= WHAT IS ASKED =
Write out each line in which the string "image" is present.

= INFORMATION GIVEN =
□ □ □

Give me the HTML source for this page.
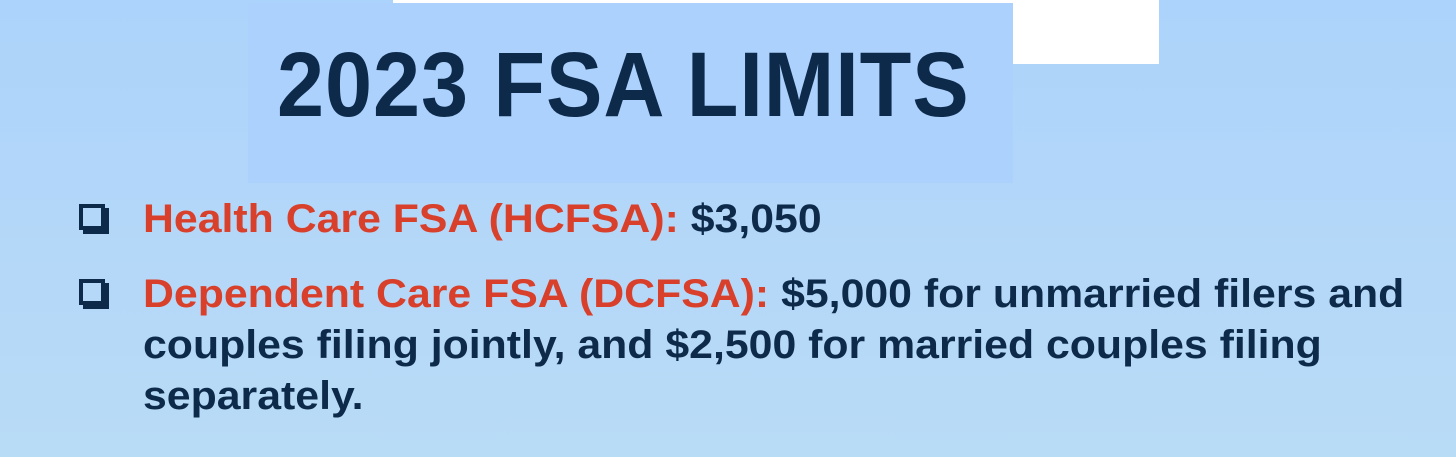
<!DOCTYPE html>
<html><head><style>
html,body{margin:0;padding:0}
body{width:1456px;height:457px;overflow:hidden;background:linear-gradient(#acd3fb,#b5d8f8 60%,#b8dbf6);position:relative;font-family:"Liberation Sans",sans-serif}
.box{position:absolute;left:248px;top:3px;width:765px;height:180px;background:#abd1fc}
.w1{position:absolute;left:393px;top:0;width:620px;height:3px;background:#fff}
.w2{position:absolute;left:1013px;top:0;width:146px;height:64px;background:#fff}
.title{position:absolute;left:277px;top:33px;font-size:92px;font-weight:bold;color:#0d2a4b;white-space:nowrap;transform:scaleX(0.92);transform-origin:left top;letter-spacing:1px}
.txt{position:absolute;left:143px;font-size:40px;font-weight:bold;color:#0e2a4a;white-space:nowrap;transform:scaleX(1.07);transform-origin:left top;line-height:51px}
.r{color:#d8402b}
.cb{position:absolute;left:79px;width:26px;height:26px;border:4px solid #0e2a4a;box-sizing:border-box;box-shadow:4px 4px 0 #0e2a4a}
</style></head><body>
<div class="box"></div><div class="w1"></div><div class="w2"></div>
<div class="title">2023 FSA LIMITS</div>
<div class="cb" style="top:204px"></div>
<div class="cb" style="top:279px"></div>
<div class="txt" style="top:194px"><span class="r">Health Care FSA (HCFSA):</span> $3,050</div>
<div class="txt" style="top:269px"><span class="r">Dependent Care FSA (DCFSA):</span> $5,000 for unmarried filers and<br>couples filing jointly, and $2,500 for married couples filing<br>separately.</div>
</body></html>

□ □ □

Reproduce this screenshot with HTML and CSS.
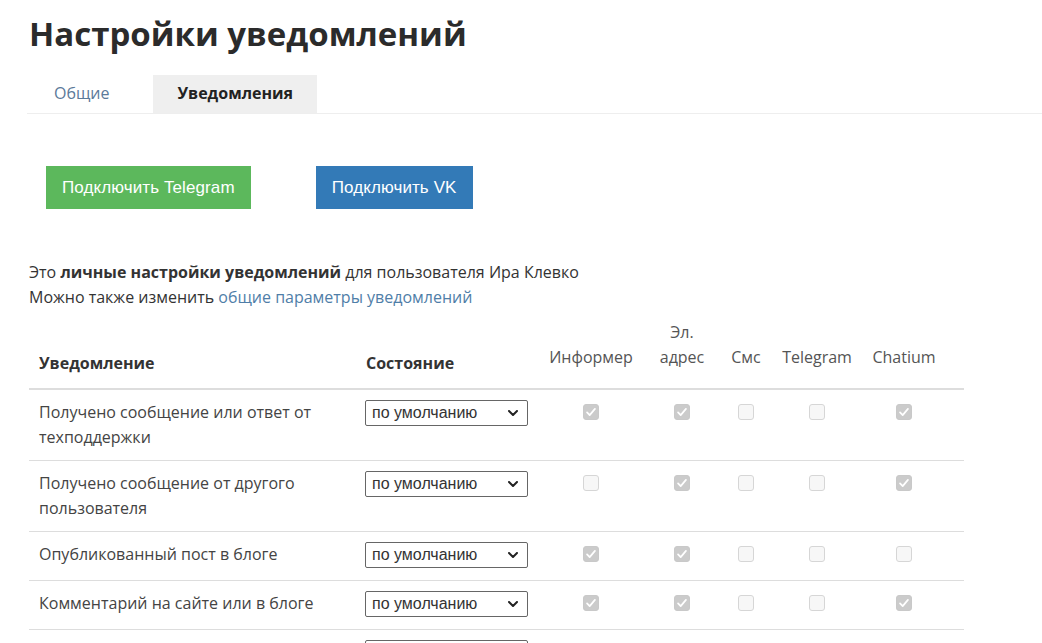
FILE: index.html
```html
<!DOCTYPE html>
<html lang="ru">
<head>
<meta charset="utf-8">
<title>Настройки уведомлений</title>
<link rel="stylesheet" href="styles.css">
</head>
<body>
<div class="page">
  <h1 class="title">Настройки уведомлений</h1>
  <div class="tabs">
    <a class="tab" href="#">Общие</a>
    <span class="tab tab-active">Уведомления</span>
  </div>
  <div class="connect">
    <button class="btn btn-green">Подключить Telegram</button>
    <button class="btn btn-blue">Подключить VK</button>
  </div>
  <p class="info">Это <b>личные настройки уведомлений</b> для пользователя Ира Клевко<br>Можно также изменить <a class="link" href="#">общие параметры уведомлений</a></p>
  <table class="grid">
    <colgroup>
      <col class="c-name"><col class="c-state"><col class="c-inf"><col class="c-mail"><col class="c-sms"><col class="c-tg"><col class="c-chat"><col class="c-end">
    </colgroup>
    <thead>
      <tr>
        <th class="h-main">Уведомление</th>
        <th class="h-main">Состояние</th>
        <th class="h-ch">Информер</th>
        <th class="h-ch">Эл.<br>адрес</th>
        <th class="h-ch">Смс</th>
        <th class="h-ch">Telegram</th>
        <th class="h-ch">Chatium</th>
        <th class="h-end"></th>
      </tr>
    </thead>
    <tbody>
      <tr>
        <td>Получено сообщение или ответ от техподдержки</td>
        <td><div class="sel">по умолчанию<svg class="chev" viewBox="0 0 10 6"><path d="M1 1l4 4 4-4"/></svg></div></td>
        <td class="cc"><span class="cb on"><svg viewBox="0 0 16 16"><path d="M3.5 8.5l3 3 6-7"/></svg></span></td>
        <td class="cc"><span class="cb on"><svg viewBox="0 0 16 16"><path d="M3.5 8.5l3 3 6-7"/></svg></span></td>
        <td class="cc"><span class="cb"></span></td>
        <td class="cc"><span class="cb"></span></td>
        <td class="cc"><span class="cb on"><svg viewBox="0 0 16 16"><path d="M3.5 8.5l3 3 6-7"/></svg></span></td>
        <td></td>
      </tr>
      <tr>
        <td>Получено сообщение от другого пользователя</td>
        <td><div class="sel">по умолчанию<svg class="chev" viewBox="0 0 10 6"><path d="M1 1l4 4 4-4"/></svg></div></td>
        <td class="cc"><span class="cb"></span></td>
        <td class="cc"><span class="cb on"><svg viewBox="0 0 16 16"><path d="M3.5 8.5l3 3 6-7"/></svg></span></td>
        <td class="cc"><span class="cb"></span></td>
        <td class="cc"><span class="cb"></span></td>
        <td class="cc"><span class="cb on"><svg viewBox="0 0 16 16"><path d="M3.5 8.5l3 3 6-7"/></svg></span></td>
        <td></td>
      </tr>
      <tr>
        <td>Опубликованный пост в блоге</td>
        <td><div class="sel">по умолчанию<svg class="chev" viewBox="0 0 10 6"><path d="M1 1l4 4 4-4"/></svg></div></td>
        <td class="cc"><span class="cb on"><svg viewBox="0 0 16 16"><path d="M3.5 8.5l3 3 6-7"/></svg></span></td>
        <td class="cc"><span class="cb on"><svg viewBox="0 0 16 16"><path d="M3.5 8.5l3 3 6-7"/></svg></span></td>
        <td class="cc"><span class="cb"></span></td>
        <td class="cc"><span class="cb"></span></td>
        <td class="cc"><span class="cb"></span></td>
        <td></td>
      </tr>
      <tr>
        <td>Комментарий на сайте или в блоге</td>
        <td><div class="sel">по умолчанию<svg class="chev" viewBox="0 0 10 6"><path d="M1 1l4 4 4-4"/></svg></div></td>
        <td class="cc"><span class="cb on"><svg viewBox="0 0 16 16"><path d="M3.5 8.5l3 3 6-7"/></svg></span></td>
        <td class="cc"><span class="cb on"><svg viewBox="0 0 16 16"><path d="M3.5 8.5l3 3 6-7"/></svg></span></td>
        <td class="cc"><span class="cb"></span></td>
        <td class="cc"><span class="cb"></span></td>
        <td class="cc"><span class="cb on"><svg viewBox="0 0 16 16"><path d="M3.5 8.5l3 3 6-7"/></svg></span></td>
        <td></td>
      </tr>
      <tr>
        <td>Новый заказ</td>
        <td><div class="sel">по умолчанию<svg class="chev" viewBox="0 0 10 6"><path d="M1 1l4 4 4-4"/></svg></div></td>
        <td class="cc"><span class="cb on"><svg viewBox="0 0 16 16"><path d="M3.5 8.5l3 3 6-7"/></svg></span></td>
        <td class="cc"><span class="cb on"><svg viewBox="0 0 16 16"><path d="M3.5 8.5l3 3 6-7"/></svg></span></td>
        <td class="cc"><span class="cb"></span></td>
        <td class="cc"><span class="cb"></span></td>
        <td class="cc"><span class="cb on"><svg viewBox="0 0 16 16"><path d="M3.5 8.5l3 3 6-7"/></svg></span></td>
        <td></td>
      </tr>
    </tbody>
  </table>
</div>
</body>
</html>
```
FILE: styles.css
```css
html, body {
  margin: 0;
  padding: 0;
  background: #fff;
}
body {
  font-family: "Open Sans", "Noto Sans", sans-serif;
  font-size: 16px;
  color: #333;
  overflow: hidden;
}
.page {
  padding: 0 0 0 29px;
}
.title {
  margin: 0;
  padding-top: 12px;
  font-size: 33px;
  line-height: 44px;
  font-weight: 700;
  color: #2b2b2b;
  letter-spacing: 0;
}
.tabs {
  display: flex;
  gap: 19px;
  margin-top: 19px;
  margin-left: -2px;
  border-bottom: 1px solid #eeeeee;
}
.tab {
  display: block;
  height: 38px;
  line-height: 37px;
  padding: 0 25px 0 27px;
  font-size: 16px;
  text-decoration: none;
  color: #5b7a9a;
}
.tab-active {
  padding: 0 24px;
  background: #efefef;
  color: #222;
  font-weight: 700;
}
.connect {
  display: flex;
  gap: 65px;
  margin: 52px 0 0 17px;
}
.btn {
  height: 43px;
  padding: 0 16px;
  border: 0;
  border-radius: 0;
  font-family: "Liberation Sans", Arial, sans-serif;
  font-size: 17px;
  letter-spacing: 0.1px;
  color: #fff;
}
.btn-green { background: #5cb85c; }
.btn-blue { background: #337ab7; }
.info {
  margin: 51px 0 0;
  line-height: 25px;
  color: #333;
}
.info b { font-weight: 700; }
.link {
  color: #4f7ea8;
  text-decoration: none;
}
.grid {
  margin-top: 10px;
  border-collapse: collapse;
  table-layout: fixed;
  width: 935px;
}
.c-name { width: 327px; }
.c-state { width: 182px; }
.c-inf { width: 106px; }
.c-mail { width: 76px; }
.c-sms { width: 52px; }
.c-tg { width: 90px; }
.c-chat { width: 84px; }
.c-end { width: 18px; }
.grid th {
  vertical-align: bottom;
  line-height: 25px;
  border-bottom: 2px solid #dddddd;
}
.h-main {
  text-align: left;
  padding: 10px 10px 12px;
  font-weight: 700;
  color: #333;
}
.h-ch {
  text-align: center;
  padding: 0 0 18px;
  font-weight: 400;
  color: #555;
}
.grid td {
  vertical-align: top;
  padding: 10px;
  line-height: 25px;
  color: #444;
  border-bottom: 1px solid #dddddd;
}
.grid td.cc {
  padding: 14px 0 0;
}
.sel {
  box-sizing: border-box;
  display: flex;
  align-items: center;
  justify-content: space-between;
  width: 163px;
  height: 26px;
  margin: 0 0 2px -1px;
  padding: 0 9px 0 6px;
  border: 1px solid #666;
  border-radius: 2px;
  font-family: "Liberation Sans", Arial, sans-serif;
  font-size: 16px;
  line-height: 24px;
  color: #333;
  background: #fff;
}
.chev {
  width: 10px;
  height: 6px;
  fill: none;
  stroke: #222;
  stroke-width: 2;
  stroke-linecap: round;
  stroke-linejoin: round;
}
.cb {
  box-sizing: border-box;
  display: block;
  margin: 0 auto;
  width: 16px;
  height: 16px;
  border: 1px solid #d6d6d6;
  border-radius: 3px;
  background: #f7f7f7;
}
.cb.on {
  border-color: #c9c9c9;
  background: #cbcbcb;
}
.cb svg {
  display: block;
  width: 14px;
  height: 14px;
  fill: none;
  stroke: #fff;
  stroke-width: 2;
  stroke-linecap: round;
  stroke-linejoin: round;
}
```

□ □ □

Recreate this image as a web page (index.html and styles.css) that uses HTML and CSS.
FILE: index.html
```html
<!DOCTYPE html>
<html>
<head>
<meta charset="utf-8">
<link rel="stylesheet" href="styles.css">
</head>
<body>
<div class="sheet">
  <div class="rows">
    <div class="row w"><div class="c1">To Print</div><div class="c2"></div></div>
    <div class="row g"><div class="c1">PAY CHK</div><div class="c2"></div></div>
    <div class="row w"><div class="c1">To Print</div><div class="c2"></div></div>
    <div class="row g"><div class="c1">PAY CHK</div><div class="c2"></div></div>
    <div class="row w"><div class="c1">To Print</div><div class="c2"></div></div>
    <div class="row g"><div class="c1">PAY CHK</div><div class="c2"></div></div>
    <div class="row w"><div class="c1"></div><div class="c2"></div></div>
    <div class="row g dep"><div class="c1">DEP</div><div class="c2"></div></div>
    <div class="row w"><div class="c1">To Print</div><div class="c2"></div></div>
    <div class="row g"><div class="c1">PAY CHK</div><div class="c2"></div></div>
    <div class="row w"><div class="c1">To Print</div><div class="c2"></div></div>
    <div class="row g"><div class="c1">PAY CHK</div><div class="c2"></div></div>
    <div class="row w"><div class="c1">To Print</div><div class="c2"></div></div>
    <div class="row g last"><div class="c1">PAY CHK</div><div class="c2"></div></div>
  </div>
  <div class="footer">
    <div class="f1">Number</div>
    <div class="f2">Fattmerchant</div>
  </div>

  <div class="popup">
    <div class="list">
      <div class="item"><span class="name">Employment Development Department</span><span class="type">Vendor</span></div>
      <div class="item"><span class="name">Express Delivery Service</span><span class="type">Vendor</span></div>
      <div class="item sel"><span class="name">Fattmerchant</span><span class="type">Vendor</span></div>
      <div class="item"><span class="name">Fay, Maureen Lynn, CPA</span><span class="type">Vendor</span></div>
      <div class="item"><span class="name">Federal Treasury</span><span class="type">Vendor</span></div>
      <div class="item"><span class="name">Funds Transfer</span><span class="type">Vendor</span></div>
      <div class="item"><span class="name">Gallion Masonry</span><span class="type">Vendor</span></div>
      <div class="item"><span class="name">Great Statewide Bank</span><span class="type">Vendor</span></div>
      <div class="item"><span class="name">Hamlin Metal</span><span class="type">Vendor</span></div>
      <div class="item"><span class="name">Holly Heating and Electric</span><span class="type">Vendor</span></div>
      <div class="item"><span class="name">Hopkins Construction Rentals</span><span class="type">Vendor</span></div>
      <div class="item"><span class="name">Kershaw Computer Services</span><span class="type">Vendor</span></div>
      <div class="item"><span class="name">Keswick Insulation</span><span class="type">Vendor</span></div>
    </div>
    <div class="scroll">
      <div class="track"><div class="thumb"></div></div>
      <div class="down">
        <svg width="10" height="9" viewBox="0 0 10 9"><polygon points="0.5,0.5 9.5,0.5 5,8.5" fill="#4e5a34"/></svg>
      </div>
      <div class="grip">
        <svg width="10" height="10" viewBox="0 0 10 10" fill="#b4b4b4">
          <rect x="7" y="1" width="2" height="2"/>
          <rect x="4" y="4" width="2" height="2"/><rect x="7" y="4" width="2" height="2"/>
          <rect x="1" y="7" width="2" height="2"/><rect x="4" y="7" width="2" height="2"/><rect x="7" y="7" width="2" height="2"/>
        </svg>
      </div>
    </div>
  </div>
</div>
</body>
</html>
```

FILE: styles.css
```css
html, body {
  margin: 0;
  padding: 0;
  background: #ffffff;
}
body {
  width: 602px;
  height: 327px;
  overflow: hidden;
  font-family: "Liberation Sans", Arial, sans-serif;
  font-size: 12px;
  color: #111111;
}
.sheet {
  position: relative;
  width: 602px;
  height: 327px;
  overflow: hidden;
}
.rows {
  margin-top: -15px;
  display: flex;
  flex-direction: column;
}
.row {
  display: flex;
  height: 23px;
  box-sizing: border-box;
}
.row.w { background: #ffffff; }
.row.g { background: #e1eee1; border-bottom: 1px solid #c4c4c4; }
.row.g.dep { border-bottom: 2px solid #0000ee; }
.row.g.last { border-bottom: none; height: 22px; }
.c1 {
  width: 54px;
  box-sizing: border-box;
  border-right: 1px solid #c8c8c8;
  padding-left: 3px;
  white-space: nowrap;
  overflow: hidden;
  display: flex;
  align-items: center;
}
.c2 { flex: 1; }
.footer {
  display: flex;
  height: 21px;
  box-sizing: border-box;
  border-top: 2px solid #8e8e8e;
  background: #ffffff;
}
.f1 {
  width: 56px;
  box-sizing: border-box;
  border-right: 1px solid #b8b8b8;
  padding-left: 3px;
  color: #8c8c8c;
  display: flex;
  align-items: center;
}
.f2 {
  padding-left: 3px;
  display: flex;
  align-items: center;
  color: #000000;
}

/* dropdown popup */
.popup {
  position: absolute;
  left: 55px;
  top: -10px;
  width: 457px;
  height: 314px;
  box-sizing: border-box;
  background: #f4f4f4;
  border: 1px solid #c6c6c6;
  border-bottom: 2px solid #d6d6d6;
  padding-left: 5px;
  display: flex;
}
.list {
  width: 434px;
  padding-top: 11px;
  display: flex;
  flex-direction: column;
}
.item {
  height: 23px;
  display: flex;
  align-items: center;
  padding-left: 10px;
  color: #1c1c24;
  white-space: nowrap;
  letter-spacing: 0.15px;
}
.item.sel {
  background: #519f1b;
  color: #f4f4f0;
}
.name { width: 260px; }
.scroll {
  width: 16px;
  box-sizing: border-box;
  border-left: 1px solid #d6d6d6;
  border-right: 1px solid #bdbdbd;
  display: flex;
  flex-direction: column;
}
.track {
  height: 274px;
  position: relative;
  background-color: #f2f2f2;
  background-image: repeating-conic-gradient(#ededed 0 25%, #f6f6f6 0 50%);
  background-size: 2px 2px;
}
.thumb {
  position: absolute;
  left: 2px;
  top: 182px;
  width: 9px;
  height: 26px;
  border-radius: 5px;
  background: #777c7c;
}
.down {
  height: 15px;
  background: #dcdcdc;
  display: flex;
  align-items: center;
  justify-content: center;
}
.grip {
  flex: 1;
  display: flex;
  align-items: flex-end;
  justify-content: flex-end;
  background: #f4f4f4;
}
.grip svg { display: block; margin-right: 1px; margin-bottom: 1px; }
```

□ □ □

= WRITTEN ANSWER =
Recreate this image as a web page (index.html and styles.css) that uses HTML and CSS.
  background-image: repeating-conic-gradient(#ededed 0 25%, #f6f6f6 0 50%);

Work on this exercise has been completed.